Ok. So it’s been a really long time since I’ve written to you. Sorry about that. You’ve gotten a lot bigger and a lot more active since we last talked. You’re mom likes to watch your movements. She gets a real charge out of it. Generally speaking she has had an easy time of it all so far, compared to others we’ve heard about and talked to. Your mom is pretty tall, so she has a little more room for you to move around and grow.
As I write this there are 7 weeks left until your due date. You’re room is almost done. We’ve actually spent more time rebuilding the bathroom from scratch than we have on your room. Someday we’ll show you some before and after pictures and I think you’ll agree that it was the right way to go. Family and friends have been pretty generous in the stuff they’ve given us for you. The first few months of your life will be much easier because of them. We thank God all the time for that. Remind me to tell you all about all of it and all of them. It’s important to remember things like that.
I find myself noticing dads with their daughters lately. I imagine that it’s me and you. Kinda cheesy I know, but that’s where I’m at right now. People often tell me about how life is going to change. My first thought is, yeah. That’s the point. I’m totally looking forward to it. I’ve spent most of my life thinking about myself. Making the world a better place for my daughter is something I look forward to very strongly. Sure, it’ll be a challenge and we’ll have tough times. There will be lots of “dad” moments, but honestly I’m looking forward to all that too.
Maybe I’m crazy, but I’m betting there are other dads out there that know what I mean.
Until next time, hopefully it won’t be so long.

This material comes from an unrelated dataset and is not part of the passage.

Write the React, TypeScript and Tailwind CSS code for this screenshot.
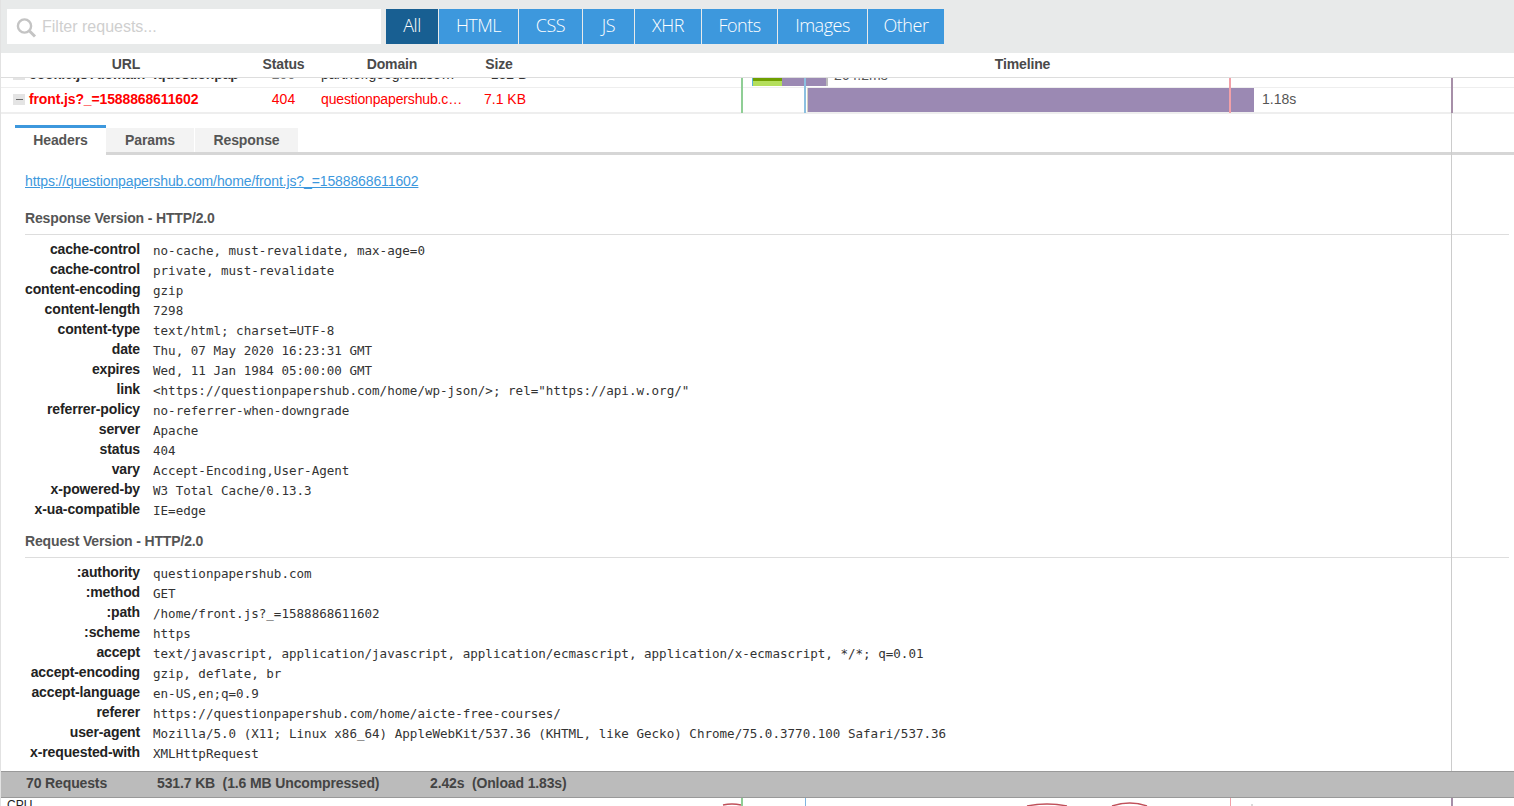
const filters = [
  { label: "All", w: "w-[52px]", active: true },
  { label: "HTML", w: "w-[79px]", active: false },
  { label: "CSS", w: "w-[63px]", active: false },
  { label: "JS", w: "w-[51px]", active: false },
  { label: "XHR", w: "w-[66px]", active: false },
  { label: "Fonts", w: "w-[75px]", active: false },
  { label: "Images", w: "w-[89px]", active: false },
  { label: "Other", w: "w-[76px]", active: false },
];

const responseHeaders: [string, string][] = [
  ["cache-control", "no-cache, must-revalidate, max-age=0"],
  ["cache-control", "private, must-revalidate"],
  ["content-encoding", "gzip"],
  ["content-length", "7298"],
  ["content-type", "text/html; charset=UTF-8"],
  ["date", "Thu, 07 May 2020 16:23:31 GMT"],
  ["expires", "Wed, 11 Jan 1984 05:00:00 GMT"],
  ["link", '<https://questionpapershub.com/home/wp-json/>; rel="https://api.w.org/"'],
  ["referrer-policy", "no-referrer-when-downgrade"],
  ["server", "Apache"],
  ["status", "404"],
  ["vary", "Accept-Encoding,User-Agent"],
  ["x-powered-by", "W3 Total Cache/0.13.3"],
  ["x-ua-compatible", "IE=edge"],
];

const requestHeaders: [string, string][] = [
  [":authority", "questionpapershub.com"],
  [":method", "GET"],
  [":path", "/home/front.js?_=1588868611602"],
  [":scheme", "https"],
  ["accept", "text/javascript, application/javascript, application/ecmascript, application/x-ecmascript, */*; q=0.01"],
  ["accept-encoding", "gzip, deflate, br"],
  ["accept-language", "en-US,en;q=0.9"],
  ["referer", "https://questionpapershub.com/home/aicte-free-courses/"],
  ["user-agent", "Mozilla/5.0 (X11; Linux x86_64) AppleWebKit/537.36 (KHTML, like Gecko) Chrome/75.0.3770.100 Safari/537.36"],
  ["x-requested-with", "XMLHttpRequest"],
];

function HeaderRows({ rows }: { rows: [string, string][] }) {
  return (
    <div className="mt-[5px]">
      {rows.map(([k, v], i) => (
        <div key={i} className="flex h-[20px] items-center">
          <div className="w-[115px] shrink-0 whitespace-nowrap pb-[2px] text-right text-[14px] font-bold leading-[18px] tracking-[-0.13px] text-[#222]">{k}</div>
          <div className="ml-[13px] whitespace-pre pt-[2px] font-['DejaVu_Sans_Mono',monospace] text-[12.55px] text-[#333]">{v}</div>
        </div>
      ))}
    </div>
  );
}

function Section({ title, rows }: { title: string; rows: [string, string][] }) {
  return (
    <div>
      <div className="mr-[5px] h-[25px] border-b border-[#ddd] text-[14px] font-bold leading-[16px] tracking-[-0.15px] text-[#555]">{title}</div>
      <HeaderRows rows={rows} />
    </div>
  );
}

export default function App() {
  return (
    <div className="relative h-[806px] w-[1514px] overflow-hidden border-l border-[#e2e2e2] bg-white font-['Liberation_Sans',Arial,sans-serif]">
      {/* Toolbar */}
      <div className="flex h-[53px] items-start bg-[#e8eaea] pl-[6px] pt-[9px]">
        <div className="flex h-[35px] w-[374px] items-center bg-white">
          <svg width="22" height="22" viewBox="0 0 22 22" className="ml-[8px]" fill="none" stroke="#c4c4c4">
            <circle cx="9.5" cy="10" r="6.6" strokeWidth="2.4" />
            <path d="M14.5 15l5.5 5.5" strokeWidth="3" />
          </svg>
          <span className="ml-[5px] text-[16px] text-[#cfcfcf]">Filter requests...</span>
        </div>
        <div className="ml-[5px] flex gap-px">
          {filters.map((f) => (
            <div
              key={f.label}
              className={`flex h-[35px] items-center justify-center pb-[2px] font-['Open_Sans',sans-serif] text-[18px] font-light tracking-[-0.5px] text-white ${f.w} ${f.active ? "bg-[#185f92]" : "bg-[#3d98dd]"}`}
            >
              {f.label}
            </div>
          ))}
        </div>
      </div>

      {/* Table header */}
      <div className="flex h-[25px] items-center border-b border-[#ddd] pb-[2px] text-[14px] font-bold tracking-[-0.13px] text-[#4a4a4a]">
        <div className="w-[249px] pl-[1px] text-center">URL</div>
        <div className="w-[67px] text-center">Status</div>
        <div className="w-[150px] text-center">Domain</div>
        <div className="w-[64px] text-center">Size</div>
        <div className="flex-1 text-center">Timeline</div>
      </div>

      {/* Rows */}
      <div className="h-[36px] overflow-hidden">
        <div className="-mt-[15px] flex h-[25px] items-center border-b border-[#eee] pb-[2px] text-[14px] text-[#333]">
          <div className="flex w-[249px] items-center pl-[12px]">
            <span className="h-[11px] w-[12px] bg-[#e4e4e4]" />
            <span className="ml-[4px] w-[211px] overflow-hidden whitespace-nowrap font-bold tracking-[-0.13px]">cookie.js?domain=.questionpapershub.com</span>
          </div>
          <div className="w-[67px] text-center text-[#777]">200</div>
          <div className="w-[150px] truncate pl-[4px] pr-[9px]">partner.googleadservices.com</div>
          <div className="w-[64px] pl-[20px] text-center">132 B</div>
          <div className="relative h-[24px] flex-1">
            <div className="absolute left-[221px] top-0 flex h-[24px] w-[76px] items-stretch border-l border-r-2 border-l-[#5cb3d6] border-r-[#bbb]">
              <div className="flex w-[29px] flex-col">
                <div className="flex-1 bg-[#6f9f00]" />
                <div className="h-[5px] bg-[#b4df5c]" />
              </div>
              <div className="flex-1 bg-[#9b89b3]" />
            </div>
            <span className="absolute left-[303px] top-[3px] text-[14px] text-[#555]">264.2ms</span>
          </div>
        </div>
        <div className="flex h-[26px] items-center border-b-2 border-[#eee] pb-[2px] text-[14px] text-[#f00]">
          <div className="flex w-[249px] items-center pl-[12px]">
            <span className="flex h-[11px] w-[12px] items-center justify-center bg-[#e4e4e4]">
              <span className="h-px w-[7px] bg-[#666]" />
            </span>
            <span className="ml-[4px] font-bold tracking-[-0.13px]">front.js?_=1588868611602</span>
          </div>
          <div className="w-[67px] text-center">404</div>
          <div className="w-[150px] truncate pl-[4px] pr-[3px] tracking-[-0.15px]">questionpapershub.com</div>
          <div className="w-[64px] pl-[12px] text-center">7.1 KB</div>
          <div className="relative h-full flex-1">
            <div className="absolute left-[276px] top-0 h-[24px] w-[447px] border-l border-[#d8d0c0] bg-[#9b89b3]" />
            <span className="absolute left-[731px] top-[1px] text-[14px] text-[#555]">1.18s</span>
          </div>
        </div>
      </div>

      {/* Tabs */}
      <div className="ml-[14px] mt-[11px] flex h-[27px] items-stretch text-[14px] font-bold tracking-[-0.1px] text-[#555]">
        <div className="flex w-[91px] items-center justify-center border-t-[3px] border-[#3d98dd] bg-white">Headers</div>
        <div className="mt-[3px] flex w-[88px] items-center justify-center bg-[#f3f3f3]">Params</div>
        <div className="ml-px mt-[3px] flex w-[103px] items-center justify-center bg-[#f3f3f3]">Response</div>
      </div>
      <div className="ml-[105px] h-[3px] bg-[#d6d6d6]" />

      {/* Details */}
      <div className="relative pl-[24px]">
        <div className="mt-[18px] h-[20px] text-[14px] leading-[16px] tracking-[-0.115px] text-[#3d98dd] underline">
          https://questionpapershub.com/home/front.js?_=1588868611602
        </div>
        <div className="mt-[17px]">
          <Section title="Response Version - HTTP/2.0" rows={responseHeaders} />
        </div>
        <div className="mt-[13px]">
          <Section title="Request Version - HTTP/2.0" rows={requestHeaders} />
        </div>
      </div>

      {/* Summary */}
      <div className="absolute left-0 right-0 top-[771px] z-10 flex h-[27px] items-center border-y border-[#999] bg-[#bbb] pb-[2px] text-[14px] font-bold tracking-[-0.13px] text-[#444]">
        <span className="ml-[25px] w-[131px]">70 Requests</span>
        <span className="w-[273px]">531.7 KB&nbsp; (1.6 MB Uncompressed)</span>
        <span>2.42s&nbsp; (Onload 1.83s)</span>
      </div>

      {/* Cut off panel below the summary */}
      <span className="absolute left-[6px] top-[798px] text-[12px] leading-[14px] text-[#222]">CPU</span>
      <svg className="absolute left-[699px] top-[798px]" width="600" height="8" fill="none" stroke="#c0505a" strokeWidth="1.5">
        <path d="M23 7Q32 5 41 7" />
        <path d="M327 8Q347 4 367 8" />
        <path d="M412 8Q430 2 447 8" />
        <circle cx="552" cy="7" r="1" fill="#ccc" stroke="none" />
      </svg>

      {/* Timeline markers over the rows */}
      <div className="absolute left-[740px] top-[78px] h-[35px] w-[2px] bg-[#8fce95]" />
      <div className="absolute left-[803px] top-[78px] h-[35px] w-[2px] bg-[#8cc0e0]" />
      <div className="absolute left-[1228px] top-[78px] h-[35px] w-[2px] bg-[#f2a0a8]" />
      <div className="absolute left-[1450px] top-[78px] h-[35px] w-[2px] bg-[#a68fa8]" />
      <div className="absolute left-[1450px] top-[113px] h-[658px] w-px bg-[#ccc]" />
      <div className="absolute left-[740px] top-[798px] h-[8px] w-[2px] bg-[#8fce95]" />
      <div className="absolute left-[804px] top-[798px] h-[8px] w-px bg-[#7fb5e0]" />
      <div className="absolute left-[1229px] top-[798px] h-[8px] w-px bg-[#f2a0a8]" />
      <div className="absolute left-[1450px] top-[798px] h-[8px] w-[2px] bg-[#a68fa8]" />
    </div>
  );
}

Today we went to the doctor and we found out we are having a girl. We are both very excited. It was pretty cool, the ultrasound tech was like are you ready? Uh yeah! A pause and you are having a girl! I was like okay! Last thursday we felt noodle kick for the first time. It was so cool. I have enjoyed this next phase a lot. I like this connection I feel between me and noodle. Now we have to to figure out what color to paint noodle’s room. She has a real name of course, but we’ve been calling her “baby girl” since we left the ultrasound.
Found out last night that I’m going to be a Dad. Pretty cool stuff. It’s about as official as a home pregnancy test can be. Which is is pretty accurate according to the doc. She goes in this week for a blood test to confirm things. I find myself planning long term all of a sudden and thought maybe it’s time to get some thoughts down on paper. So to speak.
How do I feel? Totally geeked. We’ve been planning and praying for this for a while. As usual, God does things on his time table not mine. All part of that long term lesson on patience he’s got me on.
I do worry about being a “old” dad though. Time to get serious about getting into shape. I need to be able to kick his/her butt in backyard football when he/she is a teenager. And yes, if we have a girl she’s going to learn to play football. Her mom will take care of the girl stuff. No gender stereotypes in my house. 🙂
Want to know the crazy part? I keep wondering when I should be passing out cigars. Is it now or when the baby is born? I’m thinking of doing it now. Be more fun that way.
Now I just have to keep all this a secret until Christmas when we spring it on everyone. Yeah, posting it all on the internet was a good idea. 🙂 Nobody reads this anyway, right?